This is a problem you can describe with a graph.|dw:1345342500517:dw| Do you like dealing with graphs? Or would you prefer just math? Are you required to use the point-slope formula?
okay gotcha so far
\[totalCost = (\frac{$1000}{dayLate})(daysLate)+b\] where "b" is the y intercept.
I have to leave soon, sorry, but I'll provide some steps here! You're essentially saying you want to find the number of days late, x, when the total fine is $60,000, y. So you need to solve for the number of days late. With this equation, you know: y the total fine we have to consider ($60,000) m the $1000 per day slope but you don't know: x the number of days to get to that total fine But you want to know x, so you'd solve for it. SOLVE FOR X HERE You need to know "b" to go on! You know the slope, and a point on the graph (1 day, $4,000), so you can use \[y=mx+b\] and solve for "b" to get \[b = y - mx\] SUBSTITUTE AND CALCULATE "b" HERE In this way, you've found "b", only because you knew a point on the line and it's slope. "b" is going to be the same "b" as before, it's the same line. Now you know your "b", the $60,000 y, the $1000/day m, and you can solve for the days late, x. \[y=mx+b \rightarrow x=(y-b)/m\]

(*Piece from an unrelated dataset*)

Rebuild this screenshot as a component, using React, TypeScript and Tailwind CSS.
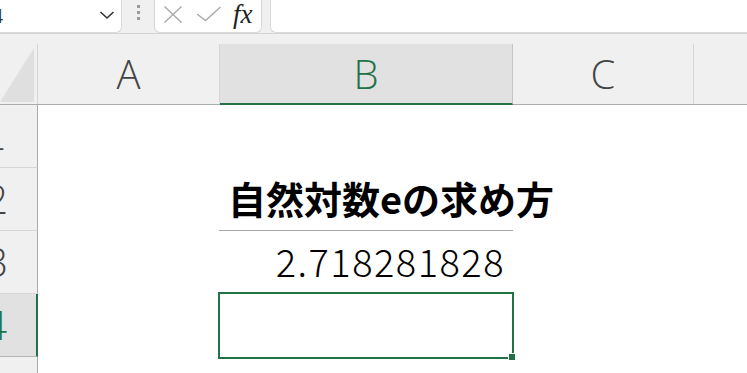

Good luck, and take care. I'll look at this question again later tonight, so feel free to ask questions!
Thanks! Now I say two things: 1. I thought of a line because the change to the fine, per day, was unchanging, It was an unchanging $1000/day. This is a "linear relation" that can be explained with the point-slope formula, \[y=mx+b\]. 2. Picture! |dw:1345398667899:dw| The points from left to right, are: (0 days, ?) (1 day, $4,000) (? days, $60,000) That's sort of the overall picture here. You can look at it at any point while solving the problem. Except you find the the point at the y-intercept is (0 days, $3000). And then you finish by finding the days it takes to accumulate $60,000 in fines...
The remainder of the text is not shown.